The following day, Dave's mother takes him and his siblings to their school fair, where Dave finds himself still too distraught over the loss of Dogger to enjoy any of the activities. Dave finds a stall selling toys, where he discovers Dogger being sold for five pence. He attempts to notify the woman working the stall that Dogger is his toy and has ended up at the stand by mistake, but she is too busy to listen. Dave opts to buy Dogger back, but this also backfires when he realizes he only has three pence. After Dave finds Bella and tells her what has happened, she returns to the stall with him, only to discover that Dogger has been purchased by a little girl. Bella confronts the girl, explaining that Dogger belongs to Dave and offering to buy Dogger back from her, but the girl refuses. Dave begins to cry, leading the girl to do the same until she notices and admires a giant teddy bear Bella has won from a raffle. Bella offers to give the girl the bear in exchange for Dogger, and she agrees, much to Dave's delight.

That night, Dave asks Bella if she will miss her bear. Bella admits that she didn't really like the bear much to begin with, as he was too big and would not fit in her bed with her and all her other stuffed toys.

==Publication history==
Prentice-Hall published the first U.S. edition in 1978 under the title David and Dog.

==Reception==
Dogger has received positive reviews.
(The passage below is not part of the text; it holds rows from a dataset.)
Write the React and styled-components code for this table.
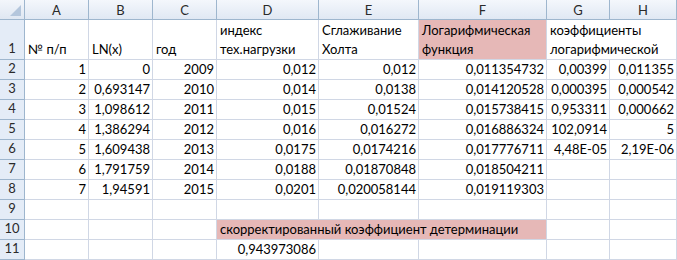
import React from 'react';
import styled, { createGlobalStyle } from 'styled-components';

const GlobalStyle = createGlobalStyle`
  html, body {
    margin: 0;
    padding: 0;
    background: #ffffff;
  }
  body {
    font-family: Lato, "Open Sans", "Liberation Sans", sans-serif;
  }
`;

const Sheet = styled.div`
  display: grid;
  grid-template-columns: 25px 64px 64px 64px 102px 100px 128px 63px 67px;
  grid-template-rows: 20px 40px repeat(10, 20px);
  width: 677px;
  height: 260px;
  overflow: hidden;
  background: #ffffff;
  font-size: 13px;
  color: #000000;
`;

const Corner = styled.div`
  position: relative;
  background: linear-gradient(#f3f6fb, #dfe7f2);
  border-right: 1px solid #9eb6ce;
  border-bottom: 1px solid #9eb6ce;

  &::after {
    content: '';
    position: absolute;
    right: 3px;
    bottom: 3px;
    border-style: solid;
    border-width: 0 0 11px 11px;
    border-color: transparent transparent #b4c6dc transparent;
  }
`;

const ColHead = styled.div`
  display: flex;
  align-items: center;
  justify-content: center;
  background: linear-gradient(#f4f7fc, #e0e8f3);
  border-right: 1px solid #9eb6ce;
  border-bottom: 1px solid #9eb6ce;
  color: #2a2a2a;
`;

const RowHead = styled.div`
  display: flex;
  align-items: flex-end;
  justify-content: center;
  padding-bottom: 1px;
  box-sizing: border-box;
  background: #e4ecf7;
  border-right: 1px solid #9eb6ce;
  border-bottom: 1px solid #9eb6ce;
  color: #2a2a2a;
  line-height: 19px;
`;

const Cell = styled.div`
  grid-column: span ${p => p.$span || 1};
  display: flex;
  flex-direction: column;
  justify-content: flex-end;
  align-items: ${p => (p.$right ? 'flex-end' : 'flex-start')};
  padding: 0 2px 0 3px;
  box-sizing: border-box;
  background: ${p => (p.$pink ? '#e6b8b7' : '#ffffff')};
  border-right: 1px solid #d0d7e5;
  border-bottom: 1px solid #d0d7e5;
  white-space: nowrap;
  overflow: hidden;
  line-height: 19px;
`;

const Line = styled.span`
  display: block;
`;

const columns = ['A', 'B', 'C', 'D', 'E', 'F', 'G', 'H'];

const data = [
  ['1', '0', '2009', '0,012', '0,012', '0,011354732', '0,00399', '0,011355'],
  ['2', '0,693147', '2010', '0,014', '0,0138', '0,014120528', '0,000395', '0,000542'],
  ['3', '1,098612', '2011', '0,015', '0,01524', '0,015738415', '0,953311', '0,000662'],
  ['4', '1,386294', '2012', '0,016', '0,016272', '0,016886324', '102,0914', '5'],
  ['5', '1,609438', '2013', '0,0175', '0,0174216', '0,017776711', '4,48E-05', '2,19E-06'],
  ['6', '1,791759', '2014', '0,0188', '0,01870848', '0,018504211', '', ''],
  ['7', '1,94591', '2015', '0,0201', '0,020058144', '0,019119303', '', ''],
];

function App() {
  return (
    <>
      <GlobalStyle />
      <Sheet>
        <Corner />
        {columns.map(c => (
          <ColHead key={c}>{c}</ColHead>
        ))}

        <RowHead>1</RowHead>
        <Cell>№ п/п</Cell>
        <Cell>LN(x)</Cell>
        <Cell>год</Cell>
        <Cell>
          <Line>индекс</Line>
          <Line>тех.нагрузки</Line>
        </Cell>
        <Cell>
          <Line>Сглаживание</Line>
          <Line>Холта</Line>
        </Cell>
        <Cell $pink>
          <Line>Логарифмическая</Line>
          <Line>функция</Line>
        </Cell>
        <Cell $span={2}>
          <Line>коэффициенты</Line>
          <Line>логарифмической</Line>
        </Cell>

        {data.map((row, i) => (
          <React.Fragment key={i}>
            <RowHead>{i + 2}</RowHead>
            {row.map((v, j) => (
              <Cell key={j} $right>{v}</Cell>
            ))}
          </React.Fragment>
        ))}

        <RowHead>9</RowHead>
        {columns.map(c => (
          <Cell key={c} />
        ))}

        <RowHead>10</RowHead>
        <Cell />
        <Cell />
        <Cell />
        <Cell $span={3} $pink>скорректированный коэффициент детерминации</Cell>
        <Cell />
        <Cell />

        <RowHead>11</RowHead>
        <Cell />
        <Cell />
        <Cell />
        <Cell $right>0,943973086</Cell>
        <Cell />
        <Cell />
        <Cell />
        <Cell />
      </Sheet>
    </>
  );
}

export default App;
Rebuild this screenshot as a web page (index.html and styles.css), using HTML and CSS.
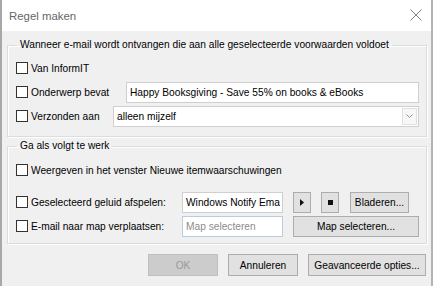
FILE: index.html
```html
<!DOCTYPE html>
<html lang="nl">
<head>
    <meta charset="UTF-8">
    <title>Regel maken</title>
    <link rel="stylesheet" href="styles.css">
</head>
<body>
    <div class="dialog">
        <div class="titlebar">
            <span class="title">Regel maken</span>
            <svg class="close" width="12" height="12" viewBox="0 0 12 12"><path d="M0.5 0.5 L11.5 11.5 M11.5 0.5 L0.5 11.5" stroke="#808080" stroke-width="1" fill="none"/></svg>
        </div>

        <div class="content">
            <fieldset class="group group-when">
                <legend>Wanneer e-mail wordt ontvangen die aan alle geselecteerde voorwaarden voldoet</legend>
                <div class="row">
                    <label class="check"><span class="box"></span>Van InformIT</label>
                </div>
                <div class="row">
                    <label class="check w-subject"><span class="box"></span>Onderwerp bevat</label>
                    <div class="field wide">Happy Booksgiving - Save 55% on books &amp; eBooks</div>
                </div>
                <div class="row">
                    <label class="check w-sent"><span class="box"></span>Verzonden aan</label>
                    <div class="field select">
                        <span>alleen mijzelf</span>
                        <span class="drop"><svg width="7" height="4" viewBox="0 0 7 4"><path d="M0.5 0.5 L3.5 3.5 L6.5 0.5" stroke="#909090" fill="none"/></svg></span>
                    </div>
                </div>
            </fieldset>

            <fieldset class="group group-do">
                <legend>Ga als volgt te werk</legend>
                <div class="row">
                    <label class="check"><span class="box"></span>Weergeven in het venster Nieuwe itemwaarschuwingen</label>
                </div>
                <div class="row row-sound">
                    <label class="check w-action"><span class="box"></span>Geselecteerd geluid afspelen:</label>
                    <div class="field short">Windows Notify Ema</div>
                    <button class="btn icon"><svg width="4" height="7" viewBox="0 0 4 7"><path d="M0 0 L4 3.5 L0 7 Z" fill="#111"/></svg></button>
                    <button class="btn icon"><svg width="5" height="5" viewBox="0 0 5 5"><rect width="5" height="5" fill="#111"/></svg></button>
                    <button class="btn browse">Bladeren...</button>
                </div>
                <div class="row">
                    <label class="check w-action"><span class="box"></span>E-mail naar map verplaatsen:</label>
                    <div class="field short placeholder">Map selecteren</div>
                    <button class="btn folder">Map selecteren...</button>
                </div>
            </fieldset>

            <div class="actions">
                <button class="btn ok" disabled>OK</button>
                <button class="btn cancel">Annuleren</button>
                <button class="btn advanced">Geavanceerde opties...</button>
            </div>
        </div>
    </div>
</body>
</html>
```

FILE: styles.css
```css
body { margin: 0; background: #f0f0f0; font-family: "Liberation Sans", Arial, sans-serif; font-size: 10.2px; color: #000; }
.dialog { width: 433px; height: 286px; overflow: hidden; box-sizing: border-box; border-left: 2px solid #a8a8a8; border-right: 2px solid #b4b4b4; background: #f0f0f0; }
.titlebar { height: 31px; box-sizing: border-box; background: #fff; display: flex; align-items: center; justify-content: space-between; padding: 0 9px 0 7px; }
.title { font-size: 11.4px; color: #666; }
.close { margin-top: -1px; }
.content { padding: 7px 5px 0 5px; }
.group { margin: 0; padding: 4px 7px 8px 8px; border: 1px solid #dcdcdc; box-shadow: inset 1px 1px 0 #fff, 1px 1px 0 #fff; }
.group legend { padding: 0 3px; margin-left: 1px; line-height: 14px; white-space: nowrap; }
.group-do { margin-top: 2px; padding-top: 5px; padding-bottom: 5px; }
.row { display: flex; align-items: center; height: 24px; }
.row-sound { margin-top: 8px; }
.check { display: flex; align-items: center; white-space: nowrap; flex-shrink: 0; }
.box { width: 10px; height: 10px; flex-shrink: 0; border: 1px solid #333; background: #fff; margin-right: 3px; }
.w-subject { width: 110px; }
.w-sent { width: 97px; }
.w-action { width: 166px; }
.field { height: 21px; flex-shrink: 0; box-sizing: border-box; border: 1px solid #cfcfcf; background: #fff; padding: 0 3px; display: flex; align-items: center; white-space: nowrap; overflow: hidden; }
.wide { width: 293px; }
.select { width: 306px; justify-content: space-between; padding-right: 1px; }
.drop { width: 15px; height: 17px; box-sizing: border-box; display: flex; align-items: center; justify-content: center; border: 1px solid #e0e0e0; background: #f7f7f7; }
.short { width: 101px; }
.placeholder { color: #8c8c8c; border-color: #b9cde0; }
.btn { font: inherit; color: #000; height: 21px; flex-shrink: 0; box-sizing: border-box; border: 1px solid #adadad; background: #e1e1e1; padding: 0; display: flex; align-items: center; justify-content: center; white-space: nowrap; }
.icon { width: 18px; margin-left: 10px; }
.browse { width: 59px; margin-left: 11px; }
.folder { width: 126px; margin-left: 10px; }
.actions { display: flex; justify-content: flex-end; margin-top: 10px; }
.actions .btn { height: 22px; margin-left: 10px; }
.ok { width: 70px; background: #cccccc; border-color: #bfbfbf; color: #9a9a9a; }
.cancel { width: 70px; }
.advanced { width: 118px; }
```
Kirkus Reviews found that "The loss and retrieval of a favorite toy animal is agreeably handled" and "Pleasant, if unoriginal—as usual, Hughes' rumpled tots and general clutter make you feel instantly at home." while The Guardian called it "the perfect children's story—there is conflict then resolution." and BookTrust found it "heart-warming ... that will especially appeal to any youngsters who have a special favourite toy." Zena Sutherland, writing in The Best in Children's Books. found "A touching story comes from England, but it has qualities that should make it universally appealing" and concluded "Familiar concepts, a plot nicely gauged for small children's interest and comprehension, and a credible happy ending should satisfy listeners, while the beautifully detailed paintings ... should engage both readers-aloud and their audiences."

The librarians recommend the book for "young readers" and for ages 4+.

==Awards==
Hughes won the 1977 Kate Greenaway Medal from the Library Association, recognising the year's best children's book illustration by a British subject. For the 50th anniversary of the Medal (1955–2005), a panel of experts named Dogger one of the top ten winning works, which composed the ballot for a public election of the nation's favourite.
Dogger won the public vote and thus it was named the all-time "Greenaway of Greenaways" on 21 June 2007.
(The public voted on the panel's shortlist of ten, selected from the 53 winning works 1955 to 2005. Hughes and Dogger polled 26% of the vote to 25% for its successor, the 1978 medalist Janet Ahlberg and Each Peach Pear Plum.)